— YOUR INSTRUCTIONS —
Set down all of the data that follows word for word, without the images.

— MATERIAL —
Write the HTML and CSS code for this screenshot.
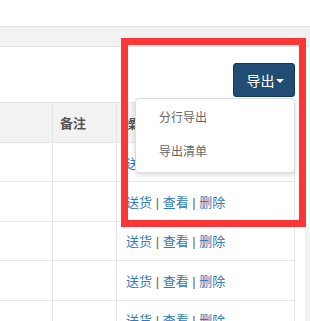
FILE: index.html
```html
<!DOCTYPE html>
<html lang="zh">
<head>
  <meta charset="UTF-8">
  <meta name="viewport" content="width=device-width, initial-scale=1">
  <title>订单列表</title>
  <link rel="stylesheet" href="styles.css">
</head>
<body>

  <div class="top"></div>
  <div class="tabbar"></div>

  <div class="main">
    <div class="panel">
      <!-- 工具栏 -->
      <div class="toolbar">
        <div class="export">
          <button class="btn-export" type="button">导出<span class="caret"></span></button>
          <ul class="menu">
            <li>分行导出</li>
            <li>导出清单</li>
          </ul>
        </div>
      </div>

      <!-- 列表 -->
      <table class="grid">
        <colgroup><col class="c1"><col class="c2"><col class="c3"></colgroup>
        <thead>
          <tr><th></th><th>备注</th><th>操作</th></tr>
        </thead>
        <tbody>
          <tr><td></td><td></td><td class="ops"><a>送货</a> | <a>查看</a> | <a>删除</a></td></tr>
          <tr><td></td><td></td><td class="ops"><a>送货</a> | <a>查看</a> | <a>删除</a></td></tr>
          <tr><td></td><td></td><td class="ops"><a>送货</a> | <a>查看</a> | <a>删除</a></td></tr>
          <tr><td></td><td></td><td class="ops"><a>送货</a> | <a>查看</a> | <a>删除</a></td></tr>
          <tr><td></td><td></td><td class="ops"><a>送货</a> | <a>查看</a> | <a>删除</a></td></tr>
        </tbody>
      </table>
    </div>
    <div class="scroll"></div>
  </div>

  <!-- 标注框 -->
  <div class="mark"></div>

</body>
</html>
```

FILE: styles.css
```css
body { margin: 0; font-family: "Liberation Sans", "Noto Sans CJK SC", sans-serif; font-size: 13px; color: #333; background: #fff; overflow: hidden; }
.top { height: 26px; }
.tabbar { height: 19px; background: #f2f2f2; border-top: 1px solid #e3e3e3; border-bottom: 1px solid #e3e3e3; }
.main { display: flex; }
.panel { width: 295px; }
.toolbar { height: 39px; padding-top: 16px; display: flex; justify-content: flex-end; }
.export { position: relative; height: 34px; }
.btn-export { width: 62px; height: 34px; background: #214d74; color: #fff; border: 1px solid #173854; border-radius: 3px; font-family: inherit; font-size: 14px; padding: 0 0 0 2px; cursor: pointer; display: flex; align-items: center; justify-content: center; }
.caret { display: inline-block; margin-left: 1px; margin-top: 2px; border-left: 4px solid transparent; border-right: 4px solid transparent; border-top: 4px solid #fff; }
.menu { position: absolute; right: 0; top: 35px; width: 158px; margin: 0; padding: 2px 0 3px; list-style: none; background: #fff; border: 1px solid #dcdcdc; border-radius: 4px; box-shadow: 0 2px 5px rgba(0,0,0,0.15); z-index: 2; }
.menu li { height: 34px; line-height: 34px; padding-left: 23px; font-size: 12px; color: #666; }
.grid { border-collapse: collapse; margin-left: -1px; table-layout: fixed; width: 296px; }
.grid col.c1 { width: 53px; }
.grid col.c2 { width: 64px; }
.grid th, .grid td { border: 1px solid #e6e6e6; padding: 0 0 0 9px; text-align: left; }
.grid td { height: 38.4px; }
.grid th { background: #f2f2f2; color: #555; font-weight: bold; height: 39px; padding-left: 7px; }
.ops { color: #666; white-space: nowrap; }
.ops a { color: #337ab7; }
.scroll { width: 5px; margin-left: 10px; margin-top: 180px; height: 200px; background: #f2f2f2; }
.mark { position: absolute; left: 121px; top: 38px; width: 171px; height: 175px; border: 7px solid #fb3636; z-index: 3; }
```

— COMPLETE ANSWER —
Write the HTML and CSS code for this screenshot.
FILE: index.html
```html
<!DOCTYPE html>
<html lang="zh">
<head>
  <meta charset="UTF-8">
  <meta name="viewport" content="width=device-width, initial-scale=1">
  <title>订单列表</title>
  <link rel="stylesheet" href="styles.css">
</head>
<body>

  <div class="top"></div>
  <div class="tabbar"></div>

  <div class="main">
    <div class="panel">
      <!-- 工具栏 -->
      <div class="toolbar">
        <div class="export">
          <button class="btn-export" type="button">导出<span class="caret"></span></button>
          <ul class="menu">
            <li>分行导出</li>
            <li>导出清单</li>
          </ul>
        </div>
      </div>

      <!-- 列表 -->
      <table class="grid">
        <colgroup><col class="c1"><col class="c2"><col class="c3"></colgroup>
        <thead>
          <tr><th></th><th>备注</th><th>操作</th></tr>
        </thead>
        <tbody>
          <tr><td></td><td></td><td class="ops"><a>送货</a> | <a>查看</a> | <a>删除</a></td></tr>
          <tr><td></td><td></td><td class="ops"><a>送货</a> | <a>查看</a> | <a>删除</a></td></tr>
          <tr><td></td><td></td><td class="ops"><a>送货</a> | <a>查看</a> | <a>删除</a></td></tr>
          <tr><td></td><td></td><td class="ops"><a>送货</a> | <a>查看</a> | <a>删除</a></td></tr>
          <tr><td></td><td></td><td class="ops"><a>送货</a> | <a>查看</a> | <a>删除</a></td></tr>
        </tbody>
      </table>
    </div>
    <div class="scroll"></div>
  </div>

  <!-- 标注框 -->
  <div class="mark"></div>

</body>
</html>
```

FILE: styles.css
```css
body { margin: 0; font-family: "Liberation Sans", "Noto Sans CJK SC", sans-serif; font-size: 13px; color: #333; background: #fff; overflow: hidden; }
.top { height: 26px; }
.tabbar { height: 19px; background: #f2f2f2; border-top: 1px solid #e3e3e3; border-bottom: 1px solid #e3e3e3; }
.main { display: flex; }
.panel { width: 295px; }
.toolbar { height: 39px; padding-top: 16px; display: flex; justify-content: flex-end; }
.export { position: relative; height: 34px; }
.btn-export { width: 62px; height: 34px; background: #214d74; color: #fff; border: 1px solid #173854; border-radius: 3px; font-family: inherit; font-size: 14px; padding: 0 0 0 2px; cursor: pointer; display: flex; align-items: center; justify-content: center; }
.caret { display: inline-block; margin-left: 1px; margin-top: 2px; border-left: 4px solid transparent; border-right: 4px solid transparent; border-top: 4px solid #fff; }
.menu { position: absolute; right: 0; top: 35px; width: 158px; margin: 0; padding: 2px 0 3px; list-style: none; background: #fff; border: 1px solid #dcdcdc; border-radius: 4px; box-shadow: 0 2px 5px rgba(0,0,0,0.15); z-index: 2; }
.menu li { height: 34px; line-height: 34px; padding-left: 23px; font-size: 12px; color: #666; }
.grid { border-collapse: collapse; margin-left: -1px; table-layout: fixed; width: 296px; }
.grid col.c1 { width: 53px; }
.grid col.c2 { width: 64px; }
.grid th, .grid td { border: 1px solid #e6e6e6; padding: 0 0 0 9px; text-align: left; }
.grid td { height: 38.4px; }
.grid th { background: #f2f2f2; color: #555; font-weight: bold; height: 39px; padding-left: 7px; }
.ops { color: #666; white-space: nowrap; }
.ops a { color: #337ab7; }
.scroll { width: 5px; margin-left: 10px; margin-top: 180px; height: 200px; background: #f2f2f2; }
.mark { position: absolute; left: 121px; top: 38px; width: 171px; height: 175px; border: 7px solid #fb3636; z-index: 3; }
```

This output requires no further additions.